* GIVEN MATERIAL *

__________

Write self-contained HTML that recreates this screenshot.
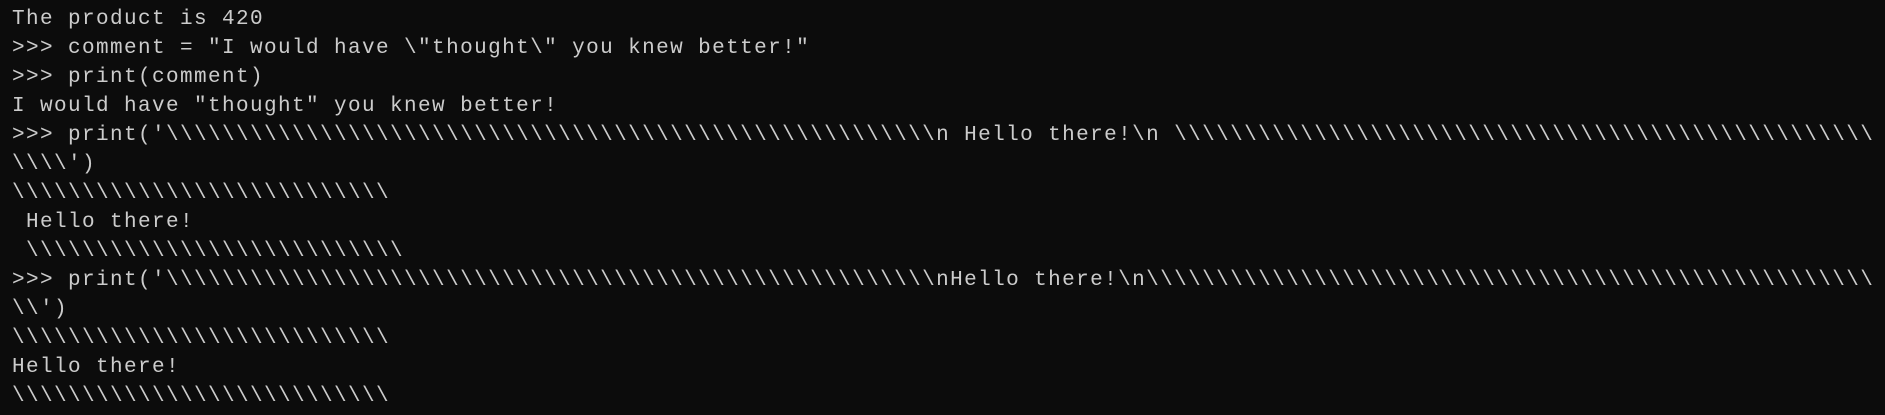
<!DOCTYPE html>
<html><head><meta charset="utf-8"><style>
html,body{margin:0;padding:0;background:#0c0c0c;width:1885px;height:415px;overflow:hidden}
pre{margin:0;padding:5px 0 0 12px;font-family:"Liberation Mono",monospace;font-size:21px;letter-spacing:1.4px;line-height:29px;color:#cccccc;white-space:pre}
</style></head><body><pre>The product is 420
&gt;&gt;&gt; comment = "I would have \"thought\" you knew better!"
&gt;&gt;&gt; print(comment)
I would have "thought" you knew better!
&gt;&gt;&gt; print('\\\\\\\\\\\\\\\\\\\\\\\\\\\\\\\\\\\\\\\\\\\\\\\\\\\\\\\n Hello there!\n \\\\\\\\\\\\\\\\\\\\\\\\\\\\\\\\\\\\\\\\\\\\\\\\\\
\\\\')
\\\\\\\\\\\\\\\\\\\\\\\\\\\
 Hello there!
 \\\\\\\\\\\\\\\\\\\\\\\\\\\
&gt;&gt;&gt; print('\\\\\\\\\\\\\\\\\\\\\\\\\\\\\\\\\\\\\\\\\\\\\\\\\\\\\\\nHello there!\n\\\\\\\\\\\\\\\\\\\\\\\\\\\\\\\\\\\\\\\\\\\\\\\\\\\\
\\')
\\\\\\\\\\\\\\\\\\\\\\\\\\\
Hello there!
\\\\\\\\\\\\\\\\\\\\\\\\\\\</pre></body></html>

__________

* STATED PROBLEM *
Produce an exact copy of each line of data, skipping embedded images.

* EXERCISE SOLUTION *
Write self-contained HTML that recreates this screenshot.
<!DOCTYPE html>
<html><head><meta charset="utf-8"><style>
html,body{margin:0;padding:0;background:#0c0c0c;width:1885px;height:415px;overflow:hidden}
pre{margin:0;padding:5px 0 0 12px;font-family:"Liberation Mono",monospace;font-size:21px;letter-spacing:1.4px;line-height:29px;color:#cccccc;white-space:pre}
</style></head><body><pre>The product is 420
&gt;&gt;&gt; comment = "I would have \"thought\" you knew better!"
&gt;&gt;&gt; print(comment)
I would have "thought" you knew better!
&gt;&gt;&gt; print('\\\\\\\\\\\\\\\\\\\\\\\\\\\\\\\\\\\\\\\\\\\\\\\\\\\\\\\n Hello there!\n \\\\\\\\\\\\\\\\\\\\\\\\\\\\\\\\\\\\\\\\\\\\\\\\\\
\\\\')
\\\\\\\\\\\\\\\\\\\\\\\\\\\
 Hello there!
 \\\\\\\\\\\\\\\\\\\\\\\\\\\
&gt;&gt;&gt; print('\\\\\\\\\\\\\\\\\\\\\\\\\\\\\\\\\\\\\\\\\\\\\\\\\\\\\\\nHello there!\n\\\\\\\\\\\\\\\\\\\\\\\\\\\\\\\\\\\\\\\\\\\\\\\\\\\\
\\')
\\\\\\\\\\\\\\\\\\\\\\\\\\\
Hello there!
\\\\\\\\\\\\\\\\\\\\\\\\\\\</pre></body></html>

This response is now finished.